The county courts have handled three death penalty cases, all arising from prisoner-on-prisoner crimes, he said, and there have also been recent stabbings at the prison that will be charged through the prosecutor’s office.

Hurley said he has concerns that WVCF is the sixth largest correctional facility in the state, but a plan is now under consideration to expand the prison by 800 beds. That will mean more court filings and cases to prosecute.

“My position is that we do need it,” Hunley said of the magistrate position. He asked the committee to take time to study the caseload report and look at trends during the time the county has had a magistrate.

Judge Hunt also told the committee he has found that some cases that have been disposed were not properly recorded in the annual judicial report. That makes him feel that the caseload numbers may not have been reported correctly.

Sen. Steele questioned Hunt about the hours that Magistrate Springer works. Hunt responded that Springer works full time, Monday through Friday, in the courtroom on the second floor of the courthouse.

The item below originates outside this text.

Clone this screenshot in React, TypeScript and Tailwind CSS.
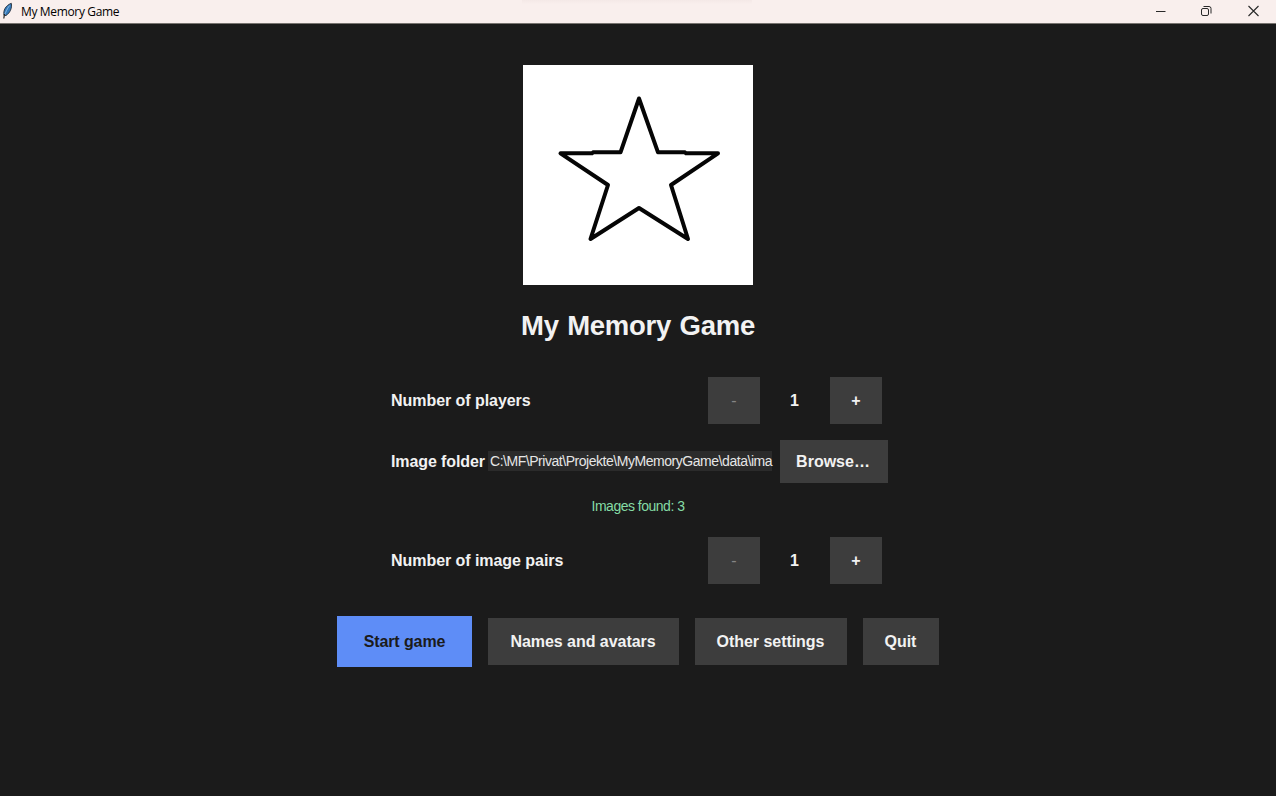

Steel said he has been “hearing from people” that Springer is not coming to work, and that “this guy takes long periods of time off, and he’s doing this just to pad his retirement.”

Hunt defended Springer, saying that the magistrate handles divorces and small claims cases for both courts.

“In the six weeks since I’ve taken office, I consult with him on a daily basis,” Hunt said of Springer.

Steele returned to the 1.71 caseload number for three judges, and said that two judges ought to be able to handle the caseload.

“You guys, if you’ll just buckle up to your caseload, you’ll be able to do what you need to do,” Steele said.

The senator said that other counties have need for more judicial officers, and the caseload statistics back up that need.

“What are we supposed to say to them?” Steele queried.

Hunley said that one area he plans to look into is an agreement with the Vigo County court system to check on a long-standing agreement that sends some Vigo County cases to Sullivan County to eliminate some of the backlog in Vigo County.

There is much more in the Trib-Star story. The ILB actually heard the entire Senate Judiciary committee discussion of the bill, Senate Bill 58. It took place Feb. 18th in Room 130. Here was the agenda. Note that SB was added to the agenda late.

You can watch the video of the Feb. 18th meeting by going to this page and then using the pull-down menu to select Feb. 18th. The discussion of SB 58 begins at about 00:24:30. (BTW, The bills were not discussed in the order set out in the agenda.)

Although Lisa Trigg's story covers a lot of what went on at the meeting, there is so much more to learn from the video.